* **Provided data**
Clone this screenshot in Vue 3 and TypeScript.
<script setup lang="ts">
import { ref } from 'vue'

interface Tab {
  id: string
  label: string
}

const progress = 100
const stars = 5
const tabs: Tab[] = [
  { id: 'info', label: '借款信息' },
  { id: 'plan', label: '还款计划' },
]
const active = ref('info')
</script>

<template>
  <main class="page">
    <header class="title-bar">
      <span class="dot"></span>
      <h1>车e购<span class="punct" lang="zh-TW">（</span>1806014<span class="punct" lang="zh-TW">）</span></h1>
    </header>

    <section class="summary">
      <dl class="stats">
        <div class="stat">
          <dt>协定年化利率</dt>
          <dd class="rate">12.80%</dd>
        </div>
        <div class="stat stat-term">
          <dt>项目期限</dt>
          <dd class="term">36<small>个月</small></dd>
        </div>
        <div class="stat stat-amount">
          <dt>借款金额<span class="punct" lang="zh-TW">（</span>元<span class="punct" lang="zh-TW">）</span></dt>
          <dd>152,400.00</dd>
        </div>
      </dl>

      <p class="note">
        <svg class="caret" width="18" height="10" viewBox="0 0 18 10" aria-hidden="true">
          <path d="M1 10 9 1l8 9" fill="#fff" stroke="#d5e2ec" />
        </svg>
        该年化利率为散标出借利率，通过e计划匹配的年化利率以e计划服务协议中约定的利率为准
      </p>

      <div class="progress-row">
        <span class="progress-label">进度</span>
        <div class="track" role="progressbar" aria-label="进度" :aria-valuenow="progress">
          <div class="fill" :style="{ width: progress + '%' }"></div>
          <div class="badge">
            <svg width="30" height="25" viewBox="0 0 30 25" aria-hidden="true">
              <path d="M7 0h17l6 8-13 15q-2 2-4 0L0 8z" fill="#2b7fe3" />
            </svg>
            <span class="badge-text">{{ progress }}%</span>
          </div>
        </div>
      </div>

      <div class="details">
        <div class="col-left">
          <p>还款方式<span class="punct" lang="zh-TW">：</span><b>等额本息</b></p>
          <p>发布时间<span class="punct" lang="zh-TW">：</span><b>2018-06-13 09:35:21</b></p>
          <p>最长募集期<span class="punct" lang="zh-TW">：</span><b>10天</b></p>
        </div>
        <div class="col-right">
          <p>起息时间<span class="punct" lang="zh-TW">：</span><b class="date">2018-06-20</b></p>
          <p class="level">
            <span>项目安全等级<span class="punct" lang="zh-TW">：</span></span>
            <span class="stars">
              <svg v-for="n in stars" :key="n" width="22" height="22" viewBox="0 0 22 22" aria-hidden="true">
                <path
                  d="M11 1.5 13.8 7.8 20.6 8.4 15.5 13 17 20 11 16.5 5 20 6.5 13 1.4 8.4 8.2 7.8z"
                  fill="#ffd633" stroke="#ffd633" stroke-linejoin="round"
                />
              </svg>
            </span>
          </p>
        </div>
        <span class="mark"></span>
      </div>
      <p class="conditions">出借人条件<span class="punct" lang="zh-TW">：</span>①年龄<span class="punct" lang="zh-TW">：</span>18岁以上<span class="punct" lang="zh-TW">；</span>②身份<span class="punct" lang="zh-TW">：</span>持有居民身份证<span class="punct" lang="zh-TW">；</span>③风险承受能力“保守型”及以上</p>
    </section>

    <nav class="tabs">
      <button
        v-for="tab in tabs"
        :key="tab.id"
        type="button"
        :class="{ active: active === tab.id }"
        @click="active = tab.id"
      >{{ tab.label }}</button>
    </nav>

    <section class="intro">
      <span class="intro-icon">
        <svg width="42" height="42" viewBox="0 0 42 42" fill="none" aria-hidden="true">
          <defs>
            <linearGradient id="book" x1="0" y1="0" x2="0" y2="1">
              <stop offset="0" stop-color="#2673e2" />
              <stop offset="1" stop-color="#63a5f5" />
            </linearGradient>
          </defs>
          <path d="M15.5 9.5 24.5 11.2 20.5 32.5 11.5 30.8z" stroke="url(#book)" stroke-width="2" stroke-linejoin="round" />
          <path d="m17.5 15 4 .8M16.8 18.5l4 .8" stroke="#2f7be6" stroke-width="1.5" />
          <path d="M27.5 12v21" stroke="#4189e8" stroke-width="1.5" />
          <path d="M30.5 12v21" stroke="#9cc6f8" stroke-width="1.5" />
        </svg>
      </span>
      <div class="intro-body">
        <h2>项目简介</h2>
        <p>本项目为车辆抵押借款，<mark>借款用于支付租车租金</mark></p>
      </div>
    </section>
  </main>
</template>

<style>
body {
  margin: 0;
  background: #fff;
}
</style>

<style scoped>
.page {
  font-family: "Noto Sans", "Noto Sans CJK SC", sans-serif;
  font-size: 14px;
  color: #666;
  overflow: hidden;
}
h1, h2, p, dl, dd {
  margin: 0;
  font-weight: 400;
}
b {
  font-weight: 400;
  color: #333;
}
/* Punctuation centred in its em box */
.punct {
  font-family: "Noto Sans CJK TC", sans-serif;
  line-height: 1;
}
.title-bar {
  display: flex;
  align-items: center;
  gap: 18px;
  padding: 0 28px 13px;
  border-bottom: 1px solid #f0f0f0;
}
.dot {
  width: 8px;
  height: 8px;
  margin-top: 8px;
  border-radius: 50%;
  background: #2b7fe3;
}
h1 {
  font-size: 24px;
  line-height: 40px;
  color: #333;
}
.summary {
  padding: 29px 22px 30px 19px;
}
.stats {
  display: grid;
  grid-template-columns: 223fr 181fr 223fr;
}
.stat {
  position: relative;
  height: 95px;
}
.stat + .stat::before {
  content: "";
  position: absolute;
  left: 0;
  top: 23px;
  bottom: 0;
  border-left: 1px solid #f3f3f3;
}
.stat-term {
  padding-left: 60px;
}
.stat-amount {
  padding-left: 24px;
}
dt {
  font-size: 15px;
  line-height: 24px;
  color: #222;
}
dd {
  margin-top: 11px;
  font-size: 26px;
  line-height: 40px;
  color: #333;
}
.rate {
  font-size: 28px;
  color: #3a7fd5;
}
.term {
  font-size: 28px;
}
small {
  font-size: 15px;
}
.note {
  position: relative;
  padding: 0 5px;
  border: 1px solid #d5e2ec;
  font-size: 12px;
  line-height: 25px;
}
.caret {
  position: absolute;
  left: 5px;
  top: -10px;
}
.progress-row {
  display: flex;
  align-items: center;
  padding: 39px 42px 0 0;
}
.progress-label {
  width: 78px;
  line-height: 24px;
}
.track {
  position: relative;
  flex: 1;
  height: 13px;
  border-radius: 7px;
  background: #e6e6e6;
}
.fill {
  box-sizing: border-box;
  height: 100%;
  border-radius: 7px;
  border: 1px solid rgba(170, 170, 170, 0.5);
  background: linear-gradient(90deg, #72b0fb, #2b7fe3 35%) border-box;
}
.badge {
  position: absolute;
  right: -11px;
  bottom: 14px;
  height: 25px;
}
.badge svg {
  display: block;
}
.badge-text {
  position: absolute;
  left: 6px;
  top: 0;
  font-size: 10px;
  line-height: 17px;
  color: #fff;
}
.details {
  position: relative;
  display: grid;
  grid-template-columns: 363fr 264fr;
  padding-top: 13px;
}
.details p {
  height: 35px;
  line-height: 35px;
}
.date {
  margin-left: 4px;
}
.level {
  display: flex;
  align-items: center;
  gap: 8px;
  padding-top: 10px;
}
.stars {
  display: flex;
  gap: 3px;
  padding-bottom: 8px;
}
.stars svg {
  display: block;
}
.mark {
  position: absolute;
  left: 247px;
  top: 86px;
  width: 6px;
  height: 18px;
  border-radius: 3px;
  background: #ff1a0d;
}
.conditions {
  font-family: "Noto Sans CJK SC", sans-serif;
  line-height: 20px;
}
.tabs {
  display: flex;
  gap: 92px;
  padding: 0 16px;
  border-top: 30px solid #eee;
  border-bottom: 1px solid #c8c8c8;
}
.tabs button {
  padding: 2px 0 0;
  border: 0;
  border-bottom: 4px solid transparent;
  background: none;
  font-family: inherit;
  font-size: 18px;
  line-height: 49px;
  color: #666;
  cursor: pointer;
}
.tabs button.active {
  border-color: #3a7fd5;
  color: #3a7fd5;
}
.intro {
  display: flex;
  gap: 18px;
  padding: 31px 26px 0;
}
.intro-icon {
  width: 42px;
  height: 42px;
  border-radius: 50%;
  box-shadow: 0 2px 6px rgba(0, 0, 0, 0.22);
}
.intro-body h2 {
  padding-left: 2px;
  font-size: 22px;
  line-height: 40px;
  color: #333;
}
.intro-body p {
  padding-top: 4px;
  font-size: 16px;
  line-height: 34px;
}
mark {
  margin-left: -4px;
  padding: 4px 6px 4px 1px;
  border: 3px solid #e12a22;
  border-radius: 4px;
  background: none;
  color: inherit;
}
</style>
---
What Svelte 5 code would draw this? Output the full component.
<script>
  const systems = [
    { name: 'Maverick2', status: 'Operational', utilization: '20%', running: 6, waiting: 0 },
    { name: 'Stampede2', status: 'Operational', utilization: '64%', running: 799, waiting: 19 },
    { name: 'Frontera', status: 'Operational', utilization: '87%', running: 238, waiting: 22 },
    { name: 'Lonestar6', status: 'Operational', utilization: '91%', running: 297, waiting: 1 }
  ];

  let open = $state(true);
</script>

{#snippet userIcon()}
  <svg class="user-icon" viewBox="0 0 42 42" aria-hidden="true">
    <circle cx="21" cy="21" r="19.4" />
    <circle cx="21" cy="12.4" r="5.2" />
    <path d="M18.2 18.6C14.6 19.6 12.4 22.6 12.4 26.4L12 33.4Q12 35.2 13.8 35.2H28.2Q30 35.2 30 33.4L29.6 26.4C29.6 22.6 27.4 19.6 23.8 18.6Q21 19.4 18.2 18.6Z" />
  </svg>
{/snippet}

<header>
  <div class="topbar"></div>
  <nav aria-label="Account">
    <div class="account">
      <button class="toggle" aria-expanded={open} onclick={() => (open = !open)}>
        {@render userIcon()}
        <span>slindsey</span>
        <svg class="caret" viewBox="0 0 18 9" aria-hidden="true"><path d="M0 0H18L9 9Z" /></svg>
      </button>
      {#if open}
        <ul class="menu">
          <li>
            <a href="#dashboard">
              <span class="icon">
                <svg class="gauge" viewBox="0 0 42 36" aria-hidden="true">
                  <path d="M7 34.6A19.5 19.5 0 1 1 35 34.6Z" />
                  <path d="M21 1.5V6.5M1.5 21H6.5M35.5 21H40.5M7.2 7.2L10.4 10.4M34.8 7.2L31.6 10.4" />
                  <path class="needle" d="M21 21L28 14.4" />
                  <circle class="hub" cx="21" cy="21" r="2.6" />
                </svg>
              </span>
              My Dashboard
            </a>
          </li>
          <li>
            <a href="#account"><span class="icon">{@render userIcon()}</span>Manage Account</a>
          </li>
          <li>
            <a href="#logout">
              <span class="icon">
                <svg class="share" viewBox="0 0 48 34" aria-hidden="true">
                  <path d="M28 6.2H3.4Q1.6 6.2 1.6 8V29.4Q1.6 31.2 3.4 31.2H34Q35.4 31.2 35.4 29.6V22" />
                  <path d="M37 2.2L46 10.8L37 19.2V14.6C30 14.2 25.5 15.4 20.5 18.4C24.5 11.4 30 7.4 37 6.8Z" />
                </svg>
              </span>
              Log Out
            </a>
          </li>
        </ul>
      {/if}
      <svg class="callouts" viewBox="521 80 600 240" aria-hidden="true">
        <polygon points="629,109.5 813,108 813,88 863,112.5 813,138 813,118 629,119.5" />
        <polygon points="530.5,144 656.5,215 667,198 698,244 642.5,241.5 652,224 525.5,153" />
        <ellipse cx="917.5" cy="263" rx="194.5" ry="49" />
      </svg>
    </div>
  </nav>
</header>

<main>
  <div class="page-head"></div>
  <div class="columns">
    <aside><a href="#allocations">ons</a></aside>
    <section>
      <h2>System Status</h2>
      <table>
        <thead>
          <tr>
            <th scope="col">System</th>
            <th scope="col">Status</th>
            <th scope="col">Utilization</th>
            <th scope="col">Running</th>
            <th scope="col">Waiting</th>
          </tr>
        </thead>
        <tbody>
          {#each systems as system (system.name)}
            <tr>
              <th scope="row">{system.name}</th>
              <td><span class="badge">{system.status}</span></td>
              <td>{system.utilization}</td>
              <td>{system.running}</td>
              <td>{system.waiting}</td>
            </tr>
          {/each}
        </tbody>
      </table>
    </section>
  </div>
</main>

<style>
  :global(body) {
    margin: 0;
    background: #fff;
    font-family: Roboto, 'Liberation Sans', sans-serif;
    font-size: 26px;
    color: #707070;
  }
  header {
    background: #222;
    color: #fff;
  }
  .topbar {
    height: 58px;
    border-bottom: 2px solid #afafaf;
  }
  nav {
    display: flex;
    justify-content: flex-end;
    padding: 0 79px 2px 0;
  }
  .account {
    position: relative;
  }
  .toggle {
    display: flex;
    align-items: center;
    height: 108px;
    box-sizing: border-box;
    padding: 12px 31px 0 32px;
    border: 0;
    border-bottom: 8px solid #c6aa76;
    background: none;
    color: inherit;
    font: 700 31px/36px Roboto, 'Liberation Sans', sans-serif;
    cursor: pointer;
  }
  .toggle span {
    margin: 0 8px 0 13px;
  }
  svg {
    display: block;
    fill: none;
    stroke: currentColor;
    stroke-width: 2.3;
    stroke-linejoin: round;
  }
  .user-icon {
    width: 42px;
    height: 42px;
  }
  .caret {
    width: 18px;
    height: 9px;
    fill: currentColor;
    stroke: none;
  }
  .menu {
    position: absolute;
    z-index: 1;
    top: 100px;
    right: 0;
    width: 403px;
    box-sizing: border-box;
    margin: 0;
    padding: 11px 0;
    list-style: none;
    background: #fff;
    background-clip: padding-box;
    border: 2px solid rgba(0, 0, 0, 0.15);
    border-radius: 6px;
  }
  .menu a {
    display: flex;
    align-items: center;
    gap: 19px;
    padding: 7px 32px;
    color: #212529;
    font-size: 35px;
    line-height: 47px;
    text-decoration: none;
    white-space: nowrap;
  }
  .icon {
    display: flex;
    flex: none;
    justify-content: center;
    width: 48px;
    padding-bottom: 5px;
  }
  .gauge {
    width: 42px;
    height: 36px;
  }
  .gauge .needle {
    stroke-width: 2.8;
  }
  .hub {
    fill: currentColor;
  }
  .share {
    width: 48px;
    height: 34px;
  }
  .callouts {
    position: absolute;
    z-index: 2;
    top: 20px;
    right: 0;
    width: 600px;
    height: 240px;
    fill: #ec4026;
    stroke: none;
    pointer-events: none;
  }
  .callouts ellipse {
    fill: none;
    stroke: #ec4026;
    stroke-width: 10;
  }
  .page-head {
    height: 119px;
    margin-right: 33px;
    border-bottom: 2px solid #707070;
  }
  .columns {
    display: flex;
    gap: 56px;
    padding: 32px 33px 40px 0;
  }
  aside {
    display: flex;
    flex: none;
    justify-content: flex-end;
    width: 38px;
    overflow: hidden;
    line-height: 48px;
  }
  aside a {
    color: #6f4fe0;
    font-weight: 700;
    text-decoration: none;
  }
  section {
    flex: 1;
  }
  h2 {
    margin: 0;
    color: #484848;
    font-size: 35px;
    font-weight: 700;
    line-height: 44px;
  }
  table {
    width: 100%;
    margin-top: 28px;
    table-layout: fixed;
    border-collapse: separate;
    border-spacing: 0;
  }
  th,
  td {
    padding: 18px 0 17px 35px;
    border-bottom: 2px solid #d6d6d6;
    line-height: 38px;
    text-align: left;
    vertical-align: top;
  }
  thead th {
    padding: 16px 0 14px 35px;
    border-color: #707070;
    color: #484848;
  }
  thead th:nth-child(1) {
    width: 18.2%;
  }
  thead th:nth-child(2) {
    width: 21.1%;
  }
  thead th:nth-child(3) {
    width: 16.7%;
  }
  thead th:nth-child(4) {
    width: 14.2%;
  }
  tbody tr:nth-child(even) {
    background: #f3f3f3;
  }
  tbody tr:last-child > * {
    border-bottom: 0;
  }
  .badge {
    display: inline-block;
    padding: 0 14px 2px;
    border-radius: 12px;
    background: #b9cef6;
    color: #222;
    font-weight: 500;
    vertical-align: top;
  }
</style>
--
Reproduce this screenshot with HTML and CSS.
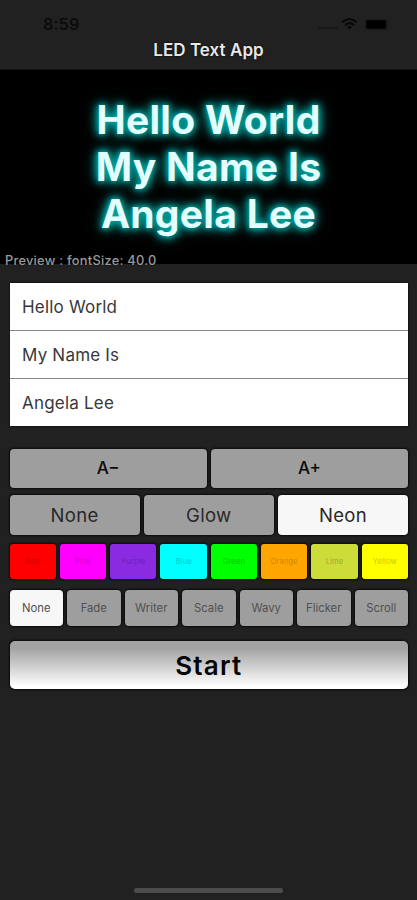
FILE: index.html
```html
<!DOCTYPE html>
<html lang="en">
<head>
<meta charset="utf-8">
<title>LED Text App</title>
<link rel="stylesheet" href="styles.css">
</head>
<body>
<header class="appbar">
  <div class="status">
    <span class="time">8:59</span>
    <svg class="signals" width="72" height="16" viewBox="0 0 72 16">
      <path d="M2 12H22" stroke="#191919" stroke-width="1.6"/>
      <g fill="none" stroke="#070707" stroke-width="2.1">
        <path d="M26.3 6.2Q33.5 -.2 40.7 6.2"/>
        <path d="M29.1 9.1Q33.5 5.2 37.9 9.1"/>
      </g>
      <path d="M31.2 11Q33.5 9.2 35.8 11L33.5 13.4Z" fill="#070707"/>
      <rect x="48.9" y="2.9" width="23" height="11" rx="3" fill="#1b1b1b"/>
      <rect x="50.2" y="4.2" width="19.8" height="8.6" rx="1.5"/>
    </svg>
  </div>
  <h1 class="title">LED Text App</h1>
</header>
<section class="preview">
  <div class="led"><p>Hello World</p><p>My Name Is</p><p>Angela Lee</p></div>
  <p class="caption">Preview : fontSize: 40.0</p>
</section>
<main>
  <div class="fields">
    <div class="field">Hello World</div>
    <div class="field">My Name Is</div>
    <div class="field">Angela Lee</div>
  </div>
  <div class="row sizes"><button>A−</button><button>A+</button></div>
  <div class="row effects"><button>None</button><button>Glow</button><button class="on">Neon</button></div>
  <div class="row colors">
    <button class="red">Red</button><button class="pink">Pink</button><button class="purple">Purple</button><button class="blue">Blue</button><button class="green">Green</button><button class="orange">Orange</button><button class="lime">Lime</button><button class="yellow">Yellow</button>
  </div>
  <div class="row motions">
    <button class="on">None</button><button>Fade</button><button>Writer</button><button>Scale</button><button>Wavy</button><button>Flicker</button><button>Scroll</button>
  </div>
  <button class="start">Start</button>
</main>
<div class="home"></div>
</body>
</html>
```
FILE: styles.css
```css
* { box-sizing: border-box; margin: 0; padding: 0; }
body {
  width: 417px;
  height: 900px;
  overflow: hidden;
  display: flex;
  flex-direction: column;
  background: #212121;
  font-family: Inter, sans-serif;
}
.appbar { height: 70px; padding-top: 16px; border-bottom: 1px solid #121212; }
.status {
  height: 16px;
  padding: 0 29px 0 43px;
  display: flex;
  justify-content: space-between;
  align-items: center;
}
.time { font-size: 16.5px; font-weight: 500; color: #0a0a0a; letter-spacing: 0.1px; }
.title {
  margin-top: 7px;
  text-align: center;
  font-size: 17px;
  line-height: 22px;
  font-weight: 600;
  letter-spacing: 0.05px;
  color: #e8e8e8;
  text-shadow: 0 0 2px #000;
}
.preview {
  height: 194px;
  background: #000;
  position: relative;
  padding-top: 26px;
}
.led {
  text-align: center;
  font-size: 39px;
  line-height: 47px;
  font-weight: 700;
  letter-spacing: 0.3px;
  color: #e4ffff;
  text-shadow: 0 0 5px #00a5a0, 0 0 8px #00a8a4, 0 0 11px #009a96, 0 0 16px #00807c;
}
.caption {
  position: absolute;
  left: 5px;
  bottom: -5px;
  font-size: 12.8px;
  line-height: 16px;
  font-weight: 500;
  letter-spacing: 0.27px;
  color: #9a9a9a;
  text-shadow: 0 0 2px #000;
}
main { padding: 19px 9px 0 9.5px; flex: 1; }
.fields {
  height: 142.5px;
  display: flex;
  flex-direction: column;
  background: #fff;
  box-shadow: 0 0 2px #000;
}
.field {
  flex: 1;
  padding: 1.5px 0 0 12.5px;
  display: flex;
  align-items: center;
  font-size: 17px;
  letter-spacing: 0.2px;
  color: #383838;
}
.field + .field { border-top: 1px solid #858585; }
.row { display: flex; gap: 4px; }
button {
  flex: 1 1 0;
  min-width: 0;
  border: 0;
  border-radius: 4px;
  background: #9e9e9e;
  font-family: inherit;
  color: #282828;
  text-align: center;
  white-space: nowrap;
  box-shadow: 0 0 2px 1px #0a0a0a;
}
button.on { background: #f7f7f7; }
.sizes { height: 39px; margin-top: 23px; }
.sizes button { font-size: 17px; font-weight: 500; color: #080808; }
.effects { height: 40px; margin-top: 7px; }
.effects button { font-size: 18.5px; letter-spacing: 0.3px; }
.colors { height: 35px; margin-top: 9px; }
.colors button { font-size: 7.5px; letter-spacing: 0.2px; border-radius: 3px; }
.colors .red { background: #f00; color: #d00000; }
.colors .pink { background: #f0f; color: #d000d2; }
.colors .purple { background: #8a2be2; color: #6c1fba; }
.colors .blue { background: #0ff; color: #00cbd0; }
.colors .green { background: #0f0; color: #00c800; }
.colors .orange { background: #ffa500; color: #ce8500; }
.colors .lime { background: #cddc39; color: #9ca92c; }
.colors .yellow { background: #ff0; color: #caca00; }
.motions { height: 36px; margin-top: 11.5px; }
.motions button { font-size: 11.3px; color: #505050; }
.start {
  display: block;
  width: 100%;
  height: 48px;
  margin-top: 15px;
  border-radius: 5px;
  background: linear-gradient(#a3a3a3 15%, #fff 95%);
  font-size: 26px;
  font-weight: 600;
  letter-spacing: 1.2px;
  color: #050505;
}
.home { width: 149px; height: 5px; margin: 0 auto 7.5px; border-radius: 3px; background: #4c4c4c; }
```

* **Exercise goal**
Find the lines above holding the word "screenshot" and show them.

* **Full answer**
Clone this screenshot in Vue 3 and TypeScript.
Reproduce this screenshot with HTML and CSS.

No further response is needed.